J&W Co-CEOs’ previous records of receiving penalties can be a decisive variable in getting the final approval of SK Securities acquisition from the Financial Services Commission (FSC).

 

As SK Securities Co. received South Korean private equity fund (PEF) firm J&W Partners as a new owner, all eyes are on whether J&W Partners will be able to become a major shareholder in the future.
 
According to investment banking (IB) industry sources on March 7, J&W Partners plans to ask the Financial Services Commission (FSC) to grant approval to become a major shareholder of SK Securities soon.

Previously, SK decided to sell its entire 10 percent stake in SK Securities to J&W Partners for 51.5 billion won (US$48.15 million). SK signed an agreement with a consortium led by Cape Investment & Securities last year to sell its stake in SK Securities for 60.8 billion won (US$56.85 million) but the company changed a buyer after there was a delay in approval for the eligibility of a major shareholder from the financial authorities. J&W Partners is a new PEF company that was co-founded by Jang Uk-je, who worked for Jabez Partners, and American Christopher Wang in 2015. It participated in an open bidding for SK Securities last year.

The problem in the future is the financial authorities’ screening for the change of shareholder. When J&W Partners asks the FSC to review the eligibility of major shareholder, the FSC makes a final decision on whether to grant approval after submitting to the Securities & Futures Commission. The IB industry believes that J&W Partners will be able to acquire SK Securities unless there are special reasons such as the requirement of shareholder and history of restrictions in the past.

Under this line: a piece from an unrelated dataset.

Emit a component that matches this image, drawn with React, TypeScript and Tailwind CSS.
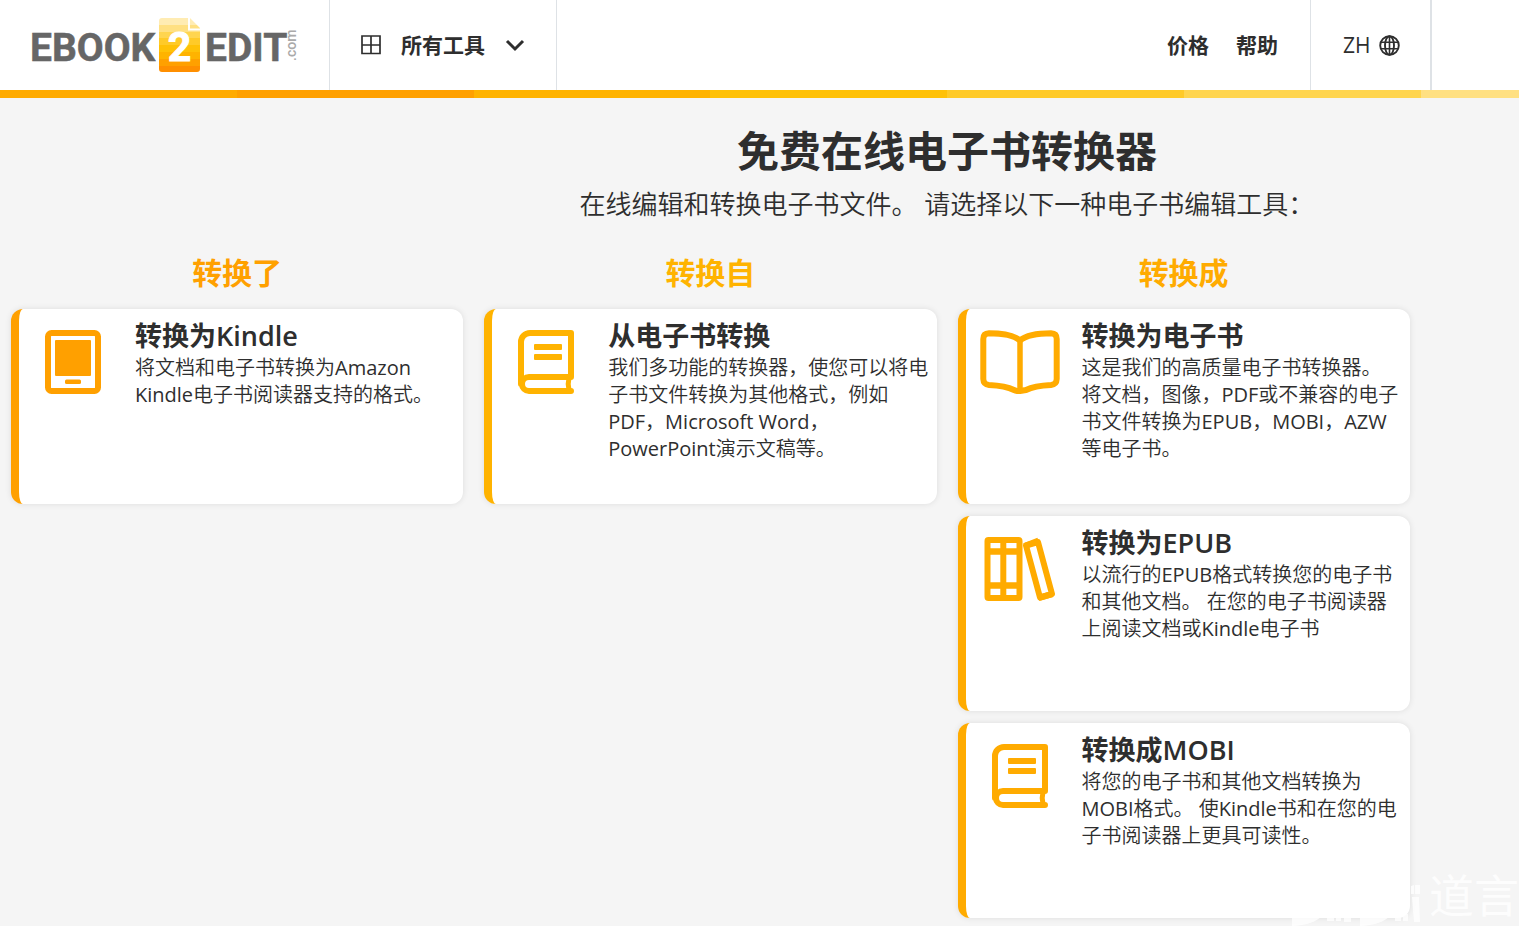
import type { ReactNode } from "react";

type Tool = { title: string; text: string; icon: ReactNode };
type Group = {
  name: string;
  textColor: string;
  borderColor: string;
  tools: Tool[];
};

function TabletIcon() {
  return (
    <svg className="h-16 w-14" viewBox="0 0 56 64" fill="none" aria-hidden="true">
      <rect x="3" y="3" width="50" height="58" rx="3.5" stroke="currentColor" strokeWidth="6" />
      <rect x="10" y="10" width="36" height="36" rx="1" fill="currentColor" />
      <rect x="20" y="49.5" width="16" height="4.5" rx="1.5" fill="currentColor" />
    </svg>
  );
}

function BookIcon() {
  return (
    <svg className="h-16 w-14" viewBox="0 0 56 64" fill="none" aria-hidden="true">
      <path
        d="M3 54V12a9 9 0 0 1 9-9h41v44H11a7 7 0 0 0 0 14h42"
        stroke="currentColor"
        strokeWidth="6"
        strokeLinejoin="round"
        strokeLinecap="round"
      />
      <path d="M51 48q-1.600 6 0 12" stroke="currentColor" strokeWidth="5" />
      <path d="M17 14h26a1 1 0 0 1 1 1v4a1 1 0 0 1-1 1H17a1 1 0 0 1-1-1v-4a1 1 0 0 1 1-1zM17 24h26a1 1 0 0 1 1 1v4a1 1 0 0 1-1 1H17a1 1 0 0 1-1-1v-4a1 1 0 0 1 1-1z" fill="currentColor" />
    </svg>
  );
}

function OpenBookIcon() {
  return (
    <svg className="h-16 w-20" viewBox="0 0 80 64" fill="none" aria-hidden="true">
      <path
        d="M40 10.500C34 5.500 21 3.300 9 3.300Q3.300 3.500 3.300 9V49Q3.500 54.500 9 55C19 55.500 27 56.500 34 60Q37 61.500 40 61T46 60C53 56.500 61 55.500 71 55Q76.500 54.500 76.700 49V9Q76.700 3.500 71 3.300C59 3.300 46 5.500 40 10.500Z"
        stroke="currentColor"
        strokeWidth="6"
        strokeLinejoin="round"
      />
      <path d="M40 10V61" stroke="currentColor" strokeWidth="5.500" />
      <path d="M32 57.500q8 3 16 0v3.500q-8 4.500-16 0z" fill="currentColor" />
    </svg>
  );
}

function BooksIcon() {
  return (
    <svg className="h-16 w-[72px]" viewBox="0 0 72 64" fill="none" aria-hidden="true">
      <g stroke="currentColor" strokeWidth="6" strokeLinejoin="round">
        <rect x="3.500" y="3" width="32" height="58" rx="1" />
        <path d="M19.300 3V61" />
        <path d="M3.500 14.500H35.500M3.500 48.500H35.500" strokeWidth="6.500" />
        <path d="M42 8.500L54 5L68 57L56 60.500z" />
        <path d="M40.500 9L54.500 3.500M54.500 61L68.500 57" />
      </g>
    </svg>
  );
}

function Logo() {
  return (
    <svg className="h-[60px] w-[270px]" viewBox="0 0 270 60" role="img" aria-label="EBOOK2EDIT.com">
      <defs>
        <clipPath id="page-shape">
          <path d="M3 3H32L42 13V54a3 3 0 0 1-3 3H4a3 3 0 0 1-3-3V6a3 3 0 0 1 3-3z" />
        </clipPath>
      </defs>
      <g transform="translate(130 0)" clipPath="url(#page-shape)">
        <rect y="3" width="42" height="7" fill="#ffecb3" />
        <rect y="10" width="42" height="7" fill="#ffe082" />
        <rect y="17" width="42" height="6" fill="#ffd54f" />
        <rect y="23" width="42" height="7" fill="#ffca28" />
        <rect y="30" width="42" height="7" fill="#ffc107" />
        <rect y="37" width="42" height="7" fill="#ffb300" />
        <rect y="44" width="42" height="7" fill="#ffa000" />
        <rect y="51" width="42" height="6" fill="#ff8f00" />
        <path d="M31 3V14.500H42" fill="none" stroke="#fff" strokeWidth="2" />
      </g>
      <g fontFamily="Roboto, sans-serif" fontWeight="700">
        <text x="2" y="46" fontSize="39" fill="#666" stroke="#666" strokeWidth="0.500">EBOOK</text>
        <text x="151.500" y="46" fontSize="41" fill="#fff" stroke="#fff" textAnchor="middle">2</text>
        <text x="177" y="46" fontSize="39" fill="#666" stroke="#666" strokeWidth="0.500">EDIT</text>
      </g>
      <text
        transform="translate(268 46) rotate(-90)"
        fontSize="14"
        fill="#aaa"
        fontFamily="Roboto, sans-serif"
        fontWeight="500"
      >
        .com
      </text>
    </svg>
  );
}

function Watermark() {
  return (
    <div className="pointer-events-none absolute right-0 bottom-0 flex h-14 items-end text-white opacity-80" aria-hidden="true">
      <svg className="h-14 w-[140px]" viewBox="0 0 140 56" fill="currentColor">
        <path d="M3 46H33Q24 55 3 56z" />
        <path d="M38 44h7v7h-7zM47 44h5v7h-5zM55 44h7v8h-7z" />
        <path d="M71 46H101Q92 55 71 56z" />
        <path d="M106 44h6v7h-6zM114 44h5v7h-5z" />
        <path d="M122 16l3-1v9h-3zM126 15h5v9h-5zM123 27h7l1 25h-6z" />
      </svg>
      <span className="text-[45px] leading-[60px] whitespace-nowrap">道言</span>
    </div>
  );
}

const groups: Group[] = [
  {
    name: "转换了",
    textColor: "text-[#ffa000]",
    borderColor: "border-[#ffa000]",
    tools: [
      {
        title: "转换为Kindle",
        text: "将文档和电子书转换为Amazon Kindle电子书阅读器支持的格式。",
        icon: <TabletIcon />,
      },
    ],
  },
  {
    name: "转换自",
    textColor: "text-[#ffb300]",
    borderColor: "border-[#ffb300]",
    tools: [
      {
        title: "从电子书转换",
        text: "我们多功能的转换器，使您可以将电子书文件转换为其他格式，例如PDF，Microsoft Word，PowerPoint演示文稿等。",
        icon: <BookIcon />,
      },
    ],
  },
  {
    name: "转换成",
    textColor: "text-[#ffab00]",
    borderColor: "border-[#ffab00]",
    tools: [
      {
        title: "转换为电子书",
        text: "这是我们的高质量电子书转换器。 将文档，图像，PDF或不兼容的电子书文件转换为EPUB，MOBI，AZW等电子书。",
        icon: <OpenBookIcon />,
      },
      {
        title: "转换为EPUB",
        text: "以流行的EPUB格式转换您的电子书和其他文档。 在您的电子书阅读器上阅读文档或Kindle电子书",
        icon: <BooksIcon />,
      },
      {
        title: "转换成MOBI",
        text: "将您的电子书和其他文档转换为MOBI格式。 使Kindle书和在您的电子书阅读器上更具可读性。",
        icon: <BookIcon />,
      },
    ],
  },
];

const stripes = [
  "bg-[#ffab00]",
  "bg-[#ffa000]",
  "bg-[#ffb300]",
  "bg-[#ffc107]",
  "bg-[#ffca28]",
  "bg-[#ffd54f]",
  "bg-[#ffe082]",
  "bg-[#ffecb3]",
];

function ToolCard({ tool, group }: { tool: Tool; group: Group }) {
  return (
    <a
      href="#"
      className={`flex min-h-[195px] rounded-xl border-l-8 bg-white pt-[9px] pr-[7px] shadow-[0_0_6px_rgba(0,0,0,0.1)] ${group.borderColor}`}
    >
      <span className={`flex w-[108px] shrink-0 justify-center pt-3 ${group.textColor}`}>{tool.icon}</span>
      <span className="block min-w-0 flex-1 pl-2">
        <span className="block text-[27px] leading-9 font-semibold">{tool.title}</span>
        <span className="block font-['Open_Sans','Noto_Sans_CJK_SC_DemiLight','Noto_Sans_CJK_SC',sans-serif] text-[20px] leading-[27px] font-normal">
          {tool.text}
        </span>
      </span>
    </a>
  );
}

export default function App() {
  return (
    <div className="relative min-h-screen overflow-hidden bg-[#f5f5f5] font-['Open_Sans','Noto_Sans_CJK_SC',sans-serif] text-[#2e2e2e]">
      <div className="min-w-[1894px]">
        <header>
          <div className="flex h-[90px] bg-white text-[21px]">
            <a href="#" className="flex w-[330px] items-center border-r border-[#dee2e6] pl-7">
              <Logo />
            </a>
            <button type="button" className="flex w-[227px] items-center border-r border-[#dee2e6] pl-[31px] font-bold">
              <svg className="h-5 w-5" viewBox="0 0 20 20" fill="none" stroke="currentColor" strokeWidth="1.700" aria-hidden="true">
                <path d="M1 1H19V18.500H1zM10 1V18.500M1 10H19" />
              </svg>
              <span className="ml-5 pt-0.5">所有工具</span>
              <svg className="ml-5 h-5 w-5" viewBox="0 0 20 20" fill="none" stroke="currentColor" strokeWidth="3" aria-hidden="true">
                <path d="M2 6L10 14L18 6" />
              </svg>
            </button>
            <nav className="ml-auto flex items-center gap-[27px] border-r border-[#dee2e6] pt-0.5 pr-8 font-bold">
              <a href="#">价格</a>
              <a href="#">帮助</a>
            </nav>
            <button type="button" className="flex w-[121px] items-center gap-2 border-r-2 border-[#dee2e6] pl-8 font-medium">
              <span className="pt-0.5">ZH</span>
              <svg className="h-[21px] w-[21px]" viewBox="0 0 21 21" fill="none" stroke="currentColor" strokeWidth="1.900" aria-hidden="true">
                <circle cx="10.500" cy="10.500" r="9.300" />
                <ellipse cx="10.500" cy="10.500" rx="4.500" ry="9.300" />
                <path d="M10.500 1V20M2 7.300H19M2 13.700H19" strokeWidth="1.600" />
              </svg>
            </button>
            <div className="w-[462px]" />
          </div>
          <div className="grid h-2 grid-cols-8">
            {stripes.map((color) => (
              <div key={color} className={color} />
            ))}
          </div>
        </header>

        <main className="pt-[23px] pb-2">
          <h1 className="text-center text-[42px] leading-[60px] font-bold">免费在线电子书转换器</h1>
          <p className="text-center text-[26px] leading-[46px] font-[350]">
            在线编辑和转换电子书文件。 请选择以下一种电子书编辑工具：
          </p>
          <div className="mt-6 grid grid-cols-4 gap-[21px] px-[11px]">
            {groups.map((group) => (
              <section key={group.name} className="flex flex-col">
                <h2 className={`mb-[14px] text-center text-[30px] leading-[44px] font-bold ${group.textColor}`}>{group.name}</h2>
                <div className="flex flex-col gap-3">
                  {group.tools.map((tool) => (
                    <ToolCard key={tool.text} tool={tool} group={group} />
                  ))}
                </div>
              </section>
            ))}
          </div>
        </main>
      </div>
      <Watermark />
    </div>
  );
}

The major shareholder qualification review will be proceeded according to according to the Act on Corporate Governance of Financial Institution. Under the current law, the largest investor among largest shareholders must not have violated the Monopoly Regulation and Fair Trade Act., the Tax Evaders Punishment Act and other financial laws. However, the fact that co-CEOs Jang Uk-je and Christopher Wang received penalty from the Financial Supervisory Service (FSS) in the acquisition process of MG Non-Life Insurance Co. while they were working at Jabez Partners can be a decisive variable.